Dong Nai City Football Club (Câu lạc bộ Bóng đá Thành phố Đồng Nai), formerly known as Binh Phuoc, is a professional football club, based in Đồng Xoài ward, Đồng Nai, Vietnam, that plays in the V.League 1, the top-flight of Vietnamese football.

==History==
Bình Phước Football Club was established in 2006 and entered the Vietnamese Third Division in the following year. From 2007 to 2010, the club competed in the Third Division, after securing promotion to the Second Division for the 2011 season. The club remained in the Second Division for only one season before being relegated in 2012. However, they made a strong comeback in the 2013 season, earning promotion with a perfect group-stage record.

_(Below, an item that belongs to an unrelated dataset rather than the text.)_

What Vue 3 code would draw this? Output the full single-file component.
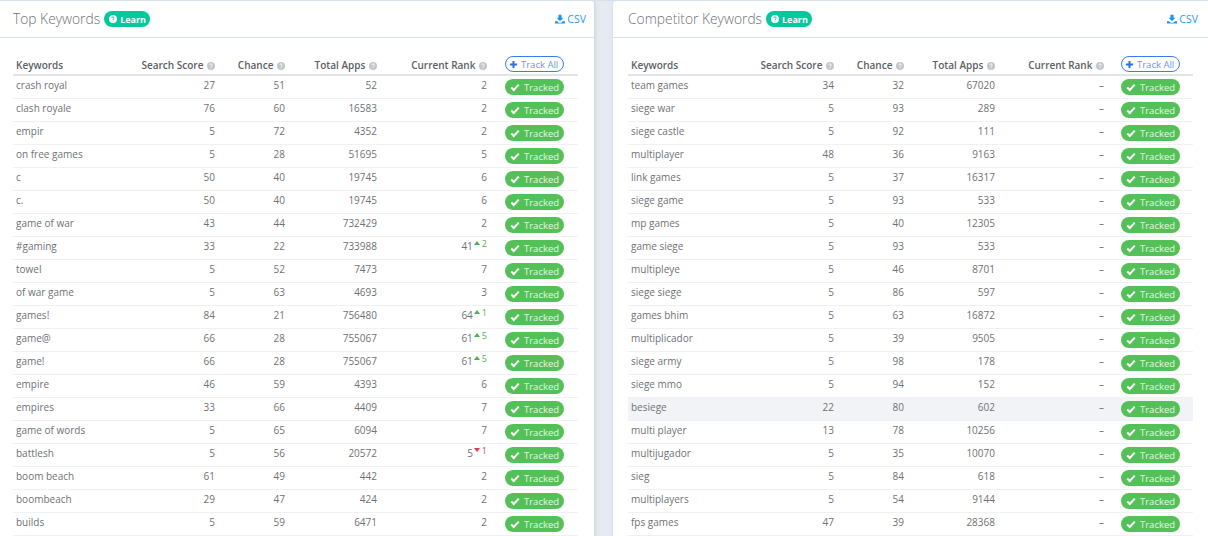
<script setup>
const left = [
  ['crash royal', 27, 51, 52, 2], ['clash royale', 76, 60, 16583, 2], ['empir', 5, 72, 4352, 2],
  ['on free games', 5, 28, 51695, 5], ['c', 50, 40, 19745, 6], ['c.', 50, 40, 19745, 6],
  ['game of war', 43, 44, 732429, 2], ['#gaming', 33, 22, 733988, 41, 'up', 2], ['towel', 5, 52, 7473, 7],
  ['of war game', 5, 63, 4693, 3], ['games!', 84, 21, 756480, 64, 'up', 1], ['game@', 66, 28, 755067, 61, 'up', 5],
  ['game!', 66, 28, 755067, 61, 'up', 5], ['empire', 46, 59, 4393, 6], ['empires', 33, 66, 4409, 7],
  ['game of words', 5, 65, 6094, 7], ['battlesh', 5, 56, 20572, 5, 'down', 1], ['boom beach', 61, 49, 442, 2],
  ['boombeach', 29, 47, 424, 2], ['builds', 5, 59, 6471, 2]
]
const right = [
  ['team games', 34, 32, 67020], ['siege war', 5, 93, 289], ['siege castle', 5, 92, 111],
  ['multiplayer', 48, 36, 9163], ['link games', 5, 37, 16317], ['siege game', 5, 93, 533],
  ['mp games', 5, 40, 12305], ['game siege', 5, 93, 533], ['multipleye', 5, 46, 8701],
  ['siege siege', 5, 86, 597], ['games bhim', 5, 63, 16872], ['multiplicador', 5, 39, 9505],
  ['siege army', 5, 98, 178], ['siege mmo', 5, 94, 152], ['besiege', 22, 80, 602],
  ['multi player', 13, 78, 10256], ['multijugador', 5, 35, 10070], ['sieg', 5, 84, 618],
  ['multiplayers', 5, 54, 9144], ['fps games', 47, 39, 28368]
]
const panels = [
  { title: 'Top Keywords', cls: 'left', rows: left },
  { title: 'Competitor Keywords', cls: 'right', rows: right }
]
const heads = ['Search Score', 'Chance', 'Total Apps', 'Current Rank']
</script>

<template>
  <div class="page">
    <section v-for="p in panels" :key="p.title" class="panel" :class="p.cls">
      <header class="top">
        <h2>{{ p.title }}</h2>
        <span class="learn">
          <svg viewBox="0 0 16 16" width="8" height="8"><circle cx="8" cy="8" r="8" fill="#fff" /><path d="M5.600 6.200a2.400 2.300 0 1 1 3.600 2c-.8.5-1.200.8-1.200 1.600M8 11.200v1.600" fill="none" stroke="#00c99b" stroke-width="2" /></svg>
          Learn
        </span>
        <a class="csv">
          <svg viewBox="0 0 16 14" width="10" height="10"><path d="M5.500 0h5v5h3L8 10.500 2.500 5h3zM0 10.500h3.500L6 13h4l2.500-2.500H16V14H0z" fill="#1e96f0" /></svg>
          CSV
        </a>
      </header>
      <div class="table">
        <div class="row head">
          <div>Keywords</div>
          <div v-for="h in heads" :key="h" class="num">
            {{ h }}
            <svg class="help" viewBox="0 0 16 16" width="8" height="8"><circle cx="8" cy="8" r="8" fill="#c3c6c9" /><path d="M5.600 6.200a2.400 2.300 0 1 1 3.600 2c-.8.5-1.200.8-1.200 1.600M8 11.200v1.600" fill="none" stroke="#fff" stroke-width="2" /></svg>
          </div>
          <div class="act">
            <span class="all">
              <svg viewBox="0 0 10 10" width="9" height="9"><path d="M5 1v8M1 5h8" stroke="#2f6fe6" stroke-width="2.200" /></svg>
              Track All
            </span>
          </div>
        </div>
        <div v-for="r in p.rows" :key="r[0]" class="row" :class="{ hover: r[0] === 'besiege' }">
          <div>{{ r[0] }}</div>
          <div class="num">{{ r[1] }}</div>
          <div class="num">{{ r[2] }}</div>
          <div class="num">{{ r[3] }}</div>
          <div class="num">
            <template v-if="r[4]">
              {{ r[4] }}<span v-if="r[5]" class="delta" :class="r[5]"><i></i>{{ r[6] }}</span>
            </template>
            <template v-else>–</template>
          </div>
          <div class="act">
            <span class="tracked">
              <svg viewBox="0 0 12 10" width="10" height="9"><path d="M1.500 5l3 3 6-6.500" fill="none" stroke="#fff" stroke-width="2.400" /></svg>
              Tracked
            </span>
          </div>
        </div>
      </div>
    </section>
  </div>
</template>

<style>
html, body { margin: 0; background: #e4e8f0; overflow: hidden; }
</style>

<style scoped>
.page {
  display: flex;
  justify-content: space-between;
  width: 1208px;
  height: 536px;
  overflow: hidden;
  box-sizing: border-box;
  border-top: 1px solid #d8e0ec;
  background: #e6eaf1;
  font-family: "Open Sans", sans-serif;
  color: #6b6f73;
}
.panel {
  width: 594px;
  height: 560px;
  background: #fff;
  border-radius: 0 3px 0 0;
  box-shadow: 1px 0 4px rgba(150, 160, 180, .35);
}
.panel.right { width: 595px; border-radius: 3px 0 0 0; }
.top {
  display: flex;
  align-items: center;
  height: 36px;
  padding: 0 8px 0 13px;
  border-bottom: 1px solid #d9dfe8;
}
.right .top { padding: 0 10px 0 15px; }
h2 {
  margin: 0;
  font-size: 13.800px;
  font-weight: 300;
  color: #6f7276;
  line-height: 36px;
}
.learn {
  display: inline-flex;
  align-items: center;
  gap: 3px;
  height: 16px;
  margin-left: 4px;
  padding: 0 4px 0 5px;
  border-radius: 8px;
  background: #00c99b;
  color: #fff;
  font-size: 9px;
  font-weight: 700;
}
.csv {
  display: inline-flex;
  align-items: center;
  gap: 2px;
  margin-left: auto;
  color: #2a9bf2;
  font-size: 10.500px;
}
.table { margin: 18px 16px 0 13px; }
.right .table { margin: 18px 15px 0 15px; }
.row {
  display: grid;
  align-items: center;
  height: 22px;
  border-bottom: 1px solid #f0f1f3;
  font-size: 10px;
  color: #6f7275;
}
.left .row { grid-template-columns: 120px 85px 70px 92px 110px 88px; }
.right .row { grid-template-columns: 120px 89px 70px 91px 109px 86px; }
.row > div { padding: 0 3px 4px; white-space: nowrap; }
.row.head > div { padding-bottom: 2px; }
.row.head {
  height: 18px;
  border-bottom: 2px solid #e2e4e8;
  font-weight: 600;
  color: #5d6165;
  align-items: end;
}
.row.hover { background: #f2f3f6; }
.num { text-align: right; }
.help { vertical-align: -1px; margin-left: 1px; }
.row > .act, .row.head > .act { padding: 0 0 0 15px; display: flex; }
.right .row > .act, .right .row.head > .act { padding-left: 14px; }
.row.head > .act { align-self: start; }
.tracked, .all {
  display: inline-flex;
  align-items: center;
  box-sizing: border-box;
  width: 59px;
  height: 16px;
  border-radius: 8px;
  font-size: 9.500px;
}
.tracked {
  gap: 4px;
  padding-left: 5px;
  background: #54c158;
  color: #e3f6e4;
}
.all {
  gap: 3px;
  padding-left: 3px;
  border: 1px solid #3c7cea;
  color: #6a97ee;
  font-weight: 400;
}
.delta { font-size: 9px; position: relative; top: -3px; margin-left: 1px; }
.delta.up { color: #4cb050; }
.delta.down { color: #e83a4c; }
.delta i {
  display: inline-block;
  width: 0;
  height: 0;
  margin-right: 2px;
  vertical-align: 2px;
  border-left: 3px solid transparent;
  border-right: 3px solid transparent;
}
.delta.up i { border-bottom: 4px solid #4cb050; }
.delta.down i { border-top: 4px solid #e83a4c; }
</style>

At the conclusion of the 2014 Second Division, Bình Phước delivered an outstanding performance and gained promotion to the 2015 V.League 2 as they topped their group and defeat Kon Tum 4–0 in the promotion play-off on 19 May 2014.

In October 2023, Bình Phước was taken over by the Trường Tươi Group Joint Stock Company and changed their name to Trường Tươi Bình Phước. The new owner invested heavily to upgrade the team by bringing several experienced coaches and players, with the objectif to promote to the Vietnamese top-flight. In the 2023–24 season, Trường Tươi Bình Phước finished third in the V.League 2. In the following season, they finish as league runners-up and qualify for the promotion play-off game, but was defeated by SHB Đà Nẵng.

On 1 August 2025, after Bình Phước province was merged to Đồng Nai province, Trường Tươi Bình Phước changed their name to Trường Tươi Đồng Nai.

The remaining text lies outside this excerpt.